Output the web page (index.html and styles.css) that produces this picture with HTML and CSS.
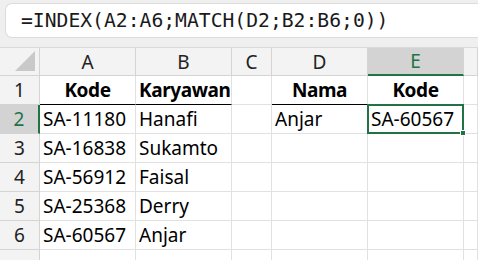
FILE: index.html
```html
<!DOCTYPE html>
<html lang="en">
<head>
    <meta charset="UTF-8">
    <title>INDEX MATCH</title>
    <link rel="stylesheet" href="styles.css">
</head>
<body>
    <div class="formula-area">
        <div class="formula-bar">=INDEX(A2:A6;MATCH(D2;B2:B6;0))</div>
    </div>

    <div class="sheet">
        <!-- column headers -->
        <div class="corner"><span class="corner-tri"></span></div>
        <div class="col-head">A</div>
        <div class="col-head">B</div>
        <div class="col-head">C</div>
        <div class="col-head">D</div>
        <div class="col-head active">E</div>
        <div class="col-head"></div>

        <!-- row 1 -->
        <div class="row-head">1</div>
        <div class="cell bold center line-under">Kode</div>
        <div class="cell bold line-under">Karyawan</div>
        <div class="cell"></div>
        <div class="cell bold center line-under">Nama</div>
        <div class="cell bold center">Kode</div>
        <div class="cell"></div>

        <!-- row 2 -->
        <div class="row-head active">2</div>
        <div class="cell">SA-11180</div>
        <div class="cell">Hanafi</div>
        <div class="cell"></div>
        <div class="cell">Anjar</div>
        <div class="cell selected">SA-60567<span class="handle"></span></div>
        <div class="cell"></div>

        <!-- row 3 -->
        <div class="row-head">3</div>
        <div class="cell">SA-16838</div>
        <div class="cell">Sukamto</div>
        <div class="cell"></div>
        <div class="cell"></div>
        <div class="cell"></div>
        <div class="cell"></div>

        <!-- row 4 -->
        <div class="row-head">4</div>
        <div class="cell">SA-56912</div>
        <div class="cell">Faisal</div>
        <div class="cell"></div>
        <div class="cell"></div>
        <div class="cell"></div>
        <div class="cell"></div>

        <!-- row 5 -->
        <div class="row-head">5</div>
        <div class="cell">SA-25368</div>
        <div class="cell">Derry</div>
        <div class="cell"></div>
        <div class="cell"></div>
        <div class="cell"></div>
        <div class="cell"></div>

        <!-- row 6 -->
        <div class="row-head">6</div>
        <div class="cell">SA-60567</div>
        <div class="cell">Anjar</div>
        <div class="cell"></div>
        <div class="cell"></div>
        <div class="cell"></div>
        <div class="cell"></div>

        <!-- row 7 (cut off by the window) -->
        <div class="row-head"></div>
        <div class="cell"></div>
        <div class="cell"></div>
        <div class="cell"></div>
        <div class="cell"></div>
        <div class="cell"></div>
        <div class="cell"></div>
    </div>
</body>
</html>
```

FILE: styles.css
```css
:root {
    --grid-line: #e1e1e1;
    --head-bg: #f3f3f3;
    --head-active: #d3d3d3;
    --excel-green: #217346;
    --text: #000000;
}

* { box-sizing: border-box; margin: 0; padding: 0; }

body {
    width: 478px;
    height: 261px;
    overflow: hidden;
    background: #ffffff;
    font-family: "Noto Sans", sans-serif;
    color: var(--text);
}

/* Formula bar strip */
.formula-area {
    height: 48px;
    padding: 3px 0 0 5px;
    background: #efefef;
    border-bottom: 1px solid #d9d9d9;
}

.formula-bar {
    height: 35px;
    padding-left: 15px;
    background: #ffffff;
    border: 1px solid #dcdcdc;
    border-right: none;
    border-radius: 7px 0 0 7px;
    font-family: "DejaVu Sans Mono", monospace;
    font-size: 19.7px;
    line-height: 33px;
    color: #1a1a1a;
}

/* Sheet grid */
.sheet {
    display: grid;
    grid-template-columns: 40px 96px 96px 40px 96px 96px 1fr;
    grid-template-rows: 28px repeat(6, 29px) 11px;
    height: 212px;
    overflow: hidden;
}

.corner,
.col-head,
.row-head {
    background: var(--head-bg);
    border-right: 1px solid #d4d4d4;
    border-bottom: 1px solid #d4d4d4;
    color: #222222;
    font-size: 19px;
    display: flex;
    align-items: center;
    justify-content: center;
}

.corner { position: relative; }

.corner-tri {
    position: absolute;
    right: 4px;
    bottom: 4px;
    width: 0;
    height: 0;
    border-left: 20px solid transparent;
    border-bottom: 20px solid #c9c9c9;
}

.col-head.active {
    background: var(--head-active);
    color: var(--excel-green);
    border-bottom: 2px solid var(--excel-green);
}

.row-head.active {
    background: var(--head-active);
    color: var(--excel-green);
    border-right: 2px solid var(--excel-green);
}

.cell {
    border-right: 1px solid var(--grid-line);
    border-bottom: 1px solid var(--grid-line);
    font-size: 19px;
    line-height: 28px;
    padding-left: 3px;
    white-space: nowrap;
}

.bold { font-weight: 700; letter-spacing: -0.4px; }
.center { text-align: center; padding-left: 0; }
.line-under { border-bottom: 1px solid #000000; }

.selected {
    position: relative;
    border: 2px solid var(--excel-green);
    margin: -1px 0 0 -1px;
    padding-left: 2px;
    line-height: 26px;
}

.handle {
    position: absolute;
    right: -4px;
    bottom: -4px;
    width: 6px;
    height: 6px;
    background: var(--excel-green);
    border: 1px solid #ffffff;
}
```
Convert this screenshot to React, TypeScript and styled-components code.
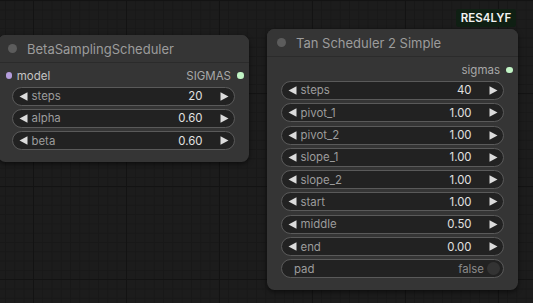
import React from "react";
import styled, { createGlobalStyle } from "styled-components";

const Global = createGlobalStyle`
  html, body { margin: 0; padding: 0; background: #1c1c1c; }
  body { font-family: Inter, "Noto Sans", Arial, sans-serif; }
  * { box-sizing: border-box; }
`;

const Canvas = styled.div`
  position: relative;
  width: 533px;
  height: 303px;
  overflow: hidden;
  background-color: #1c1c1c;
  background-image:
    linear-gradient(to right, #131313 1px, transparent 1px),
    linear-gradient(to bottom, #131313 1px, transparent 1px),
    linear-gradient(to right, #181818 1px, transparent 1px),
    linear-gradient(to bottom, #181818 1px, transparent 1px);
  background-size: 93px 100%, 100% 93px, 9.3px 100%, 100% 9.3px;
  background-position: 33px 0, 0 0, 5px 0, 0 0.3px;
`;

const NodeBox = styled.div<{ $x: number; $y: number; $w: number }>`
  position: absolute;
  left: ${(p) => p.$x}px;
  top: ${(p) => p.$y}px;
  width: ${(p) => p.$w}px;
  background: #353535;
  border-radius: 7.5px;
  box-shadow: 0 2px 5px rgba(0, 0, 0, 0.55);
  padding-bottom: 11.5px;
`;

const TitleBar = styled.div`
  height: 28px;
  display: flex;
  align-items: center;
  border-bottom: 1px solid #2b2b2b;
  border-radius: 7.5px 7.5px 0 0;
  background: #353535;
`;

const TitleDot = styled.span`
  width: 9px;
  height: 9px;
  border-radius: 50%;
  background: #5c5c5c;
  margin-left: 9.5px;
  flex: none;
`;

const TitleText = styled.span`
  margin-left: 10.5px;
  margin-top: 1px;
  font-size: 13px;
  color: #9c9c9c;
  white-space: nowrap;
`;

const SlotRow = styled.div`
  height: 18.6px;
  margin-top: 3.4px;
  display: flex;
  align-items: center;
  font-size: 11.5px;
`;

const SlotDot = styled.span<{ $color: string }>`
  width: 6.5px;
  height: 6.5px;
  border-radius: 50%;
  background: ${(p) => p.$color};
  flex: none;
`;

const InSlot = styled.div`
  display: flex;
  align-items: center;
  margin-left: 7.8px;
  gap: 4.5px;
  color: #c4c4c4;
`;

const OutSlot = styled.div`
  display: flex;
  align-items: center;
  margin-left: auto;
  margin-right: 5.5px;
  gap: 6px;
  color: #a8a8a8;
`;

const Widgets = styled.div`
  display: flex;
  flex-direction: column;
  gap: 3.3px;
  margin: 1.7px 14px 0;
`;

const Widget = styled.div`
  height: 19px;
  border-radius: 10px;
  border: 1px solid #5a5a5a;
  background: #222222;
  display: flex;
  align-items: center;
  font-size: 11.4px;
  white-space: nowrap;
`;

const Label = styled.span<{ $pad?: number }>`
  color: #9c9c9c;
  margin-left: ${(p) => p.$pad ?? 4}px;
  flex: 1;
`;

const Value = styled.span`
  color: #e0e0e0;
  margin-right: 17px;
`;

const FalseText = styled.span`
  color: #8a8a8a;
  margin-right: 2.5px;
`;

const Knob = styled.span`
  width: 13px;
  height: 13px;
  border-radius: 50%;
  background: #333333;
  margin-right: 3.5px;
  flex: none;
`;

const ArrowSvg = styled.svg<{ $side: "l" | "r" }>`
  width: 9px;
  height: 9px;
  flex: none;
  margin-left: ${(p) => (p.$side === "l" ? "5.5px" : "0")};
  margin-right: ${(p) => (p.$side === "r" ? "5.5px" : "0")};
`;

const Badge = styled.div`
  position: absolute;
  left: 456px;
  top: 9px;
  width: 60px;
  height: 18px;
  border-radius: 3px;
  background: #0f1f13;
  color: #f2f2f2;
  font-size: 11.5px;
  font-weight: 600;
  display: flex;
  align-items: center;
  justify-content: center;
`;

const Arrow = ({ side }: { side: "l" | "r" }) => (
  <ArrowSvg $side={side} viewBox="0 0 9 9">
    {side === "l" ? (
      <polygon points="0.5,4.5 8.5,0.3 8.5,8.7" fill="#dcdcdc" />
    ) : (
      <polygon points="8.5,4.5 0.5,0.3 0.5,8.7" fill="#dcdcdc" />
    )}
  </ArrowSvg>
);

type W = { kind: "num"; label: string; value: string } | { kind: "toggle"; label: string; value: string };

const NumberWidget = ({ label, value }: { label: string; value: string }) => (
  <Widget>
    <Arrow side="l" />
    <Label>{label}</Label>
    <Value>{value}</Value>
    <Arrow side="r" />
  </Widget>
);

const ToggleWidget = ({ label, value }: { label: string; value: string }) => (
  <Widget>
    <Label $pad={12}>{label}</Label>
    <FalseText>{value}</FalseText>
    <Knob />
  </Widget>
);

type NodeProps = {
  x: number;
  y: number;
  title: string;
  input?: { name: string; color: string };
  output: { name: string; color: string };
  widgets: W[];
};

const Node = ({ x, y, title, input, output, widgets }: NodeProps) => (
  <NodeBox $x={x} $y={y} $w={251}>
    <TitleBar>
      <TitleDot />
      <TitleText>{title}</TitleText>
    </TitleBar>
    <SlotRow>
      {input && (
        <InSlot>
          <SlotDot $color={input.color} />
          <span>{input.name}</span>
        </InSlot>
      )}
      <OutSlot>
        <span>{output.name}</span>
        <SlotDot $color={output.color} />
      </OutSlot>
    </SlotRow>
    <Widgets>
      {widgets.map((w) =>
        w.kind === "num" ? (
          <NumberWidget key={w.label} label={w.label} value={w.value} />
        ) : (
          <ToggleWidget key={w.label} label={w.label} value={w.value} />
        )
      )}
    </Widgets>
  </NodeBox>
);

const n = (label: string, value: string): W => ({ kind: "num", label, value });

export default function App() {
  return (
    <>
      <Global />
      <Canvas>
        <Node
          x={-2}
          y={35}
          title="BetaSamplingScheduler"
          input={{ name: "model", color: "#b49ddc" }}
          output={{ name: "SIGMAS", color: "#c2f5c6" }}
          widgets={[n("steps", "20"), n("alpha", "0.60"), n("beta", "0.60")]}
        />
        <Node
          x={267}
          y={29.3}
          title="Tan Scheduler 2 Simple"
          output={{ name: "sigmas", color: "#c2f5c6" }}
          widgets={[
            n("steps", "40"),
            n("pivot_1", "1.00"),
            n("pivot_2", "1.00"),
            n("slope_1", "1.00"),
            n("slope_2", "1.00"),
            n("start", "1.00"),
            n("middle", "0.50"),
            n("end", "0.00"),
            { kind: "toggle", label: "pad", value: "false" },
          ]}
        />
        <Badge>RES4LYF</Badge>
      </Canvas>
    </>
  );
}
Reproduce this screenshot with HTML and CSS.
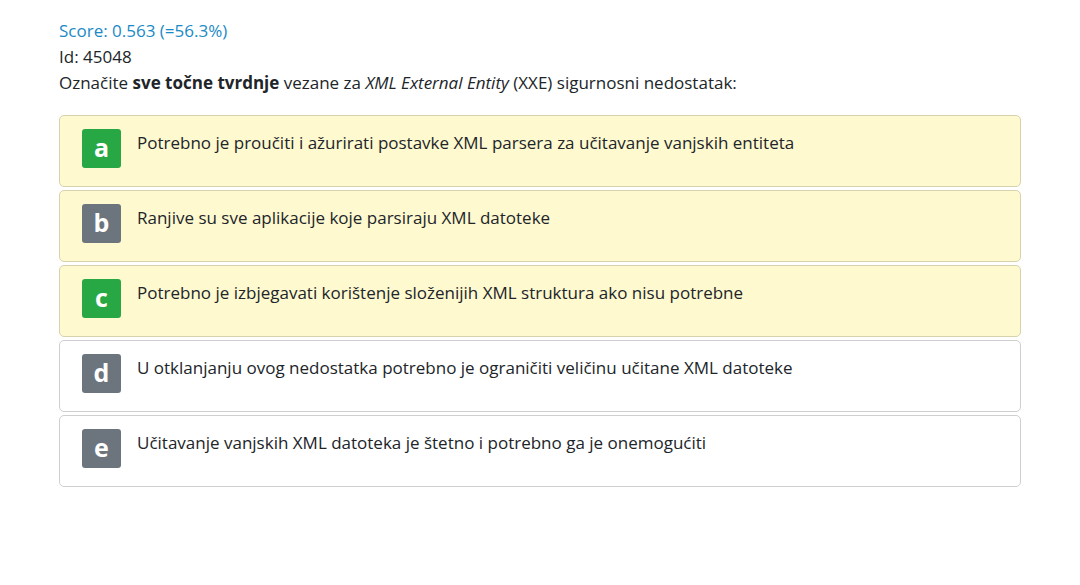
FILE: index.html
```html
<!DOCTYPE html>
<html lang="hr">
<head>
<meta charset="utf-8">
<link rel="stylesheet" href="styles.css">
</head>
<body>
<div class="page">
  <div class="score">Score: 0.563 (=56.3%)</div>
  <div class="meta">Id: 45048</div>
  <div class="question">Označite <b>sve točne tvrdnje</b> vezane za <i>XML External Entity</i> (XXE) sigurnosni nedostatak:</div>
  <div class="answers">
    <div class="answer marked">
      <span class="badge correct">a</span>
      <span class="text">Potrebno je proučiti i ažurirati postavke XML parsera za učitavanje vanjskih entiteta</span>
    </div>
    <div class="answer marked">
      <span class="badge">b</span>
      <span class="text">Ranjive su sve aplikacije koje parsiraju XML datoteke</span>
    </div>
    <div class="answer marked">
      <span class="badge correct">c</span>
      <span class="text">Potrebno je izbjegavati korištenje složenijih XML struktura ako nisu potrebne</span>
    </div>
    <div class="answer">
      <span class="badge">d</span>
      <span class="text">U otklanjanju ovog nedostatka potrebno je ograničiti veličinu učitane XML datoteke</span>
    </div>
    <div class="answer">
      <span class="badge">e</span>
      <span class="text">Učitavanje vanjskih XML datoteka je štetno i potrebno ga je onemogućiti</span>
    </div>
  </div>
</div>
</body>
</html>
```
FILE: styles.css
```css
html, body {
  margin: 0;
  padding: 0;
  background: #ffffff;
}
body {
  font-family: "Open Sans", "Noto Sans", sans-serif;
  font-size: 17px;
  color: #212529;
}
.page {
  padding: 18px 59px 0 59px;
  width: 962px;
}
.score {
  color: #1a8ac6;
  line-height: 26px;
}
.meta {
  line-height: 26px;
}
.question {
  line-height: 26px;
}
.question b { font-weight: 700; }
.answers {
  margin-top: 19px;
  display: flex;
  flex-direction: column;
  gap: 3px;
}
.answer {
  box-sizing: border-box;
  height: 72px;
  border: 1px solid #cfcfcf;
  border-radius: 5px;
  background: #ffffff;
  display: flex;
  align-items: flex-start;
  padding: 13px 16px 0 22px;
  gap: 16px;
}
.answer.marked {
  background: #fff9d0;
  border-color: #d6d2ae;
}
.badge {
  flex: none;
  width: 39px;
  height: 39px;
  border-radius: 3px;
  background: #6c757d;
  color: #fff;
  font-weight: 700;
  font-size: 25px;
  line-height: 37px;
  text-align: center;
}
.badge.correct {
  background: #28a745;
}
.text {
  line-height: 26px;
  padding-top: 1px;
}
```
+++
## Task goal
From the data above, copy each line that has the string "components".

## The solution
Convert this screenshot to React, TypeScript and styled-components code.
import styled, { createGlobalStyle } from "styled-components";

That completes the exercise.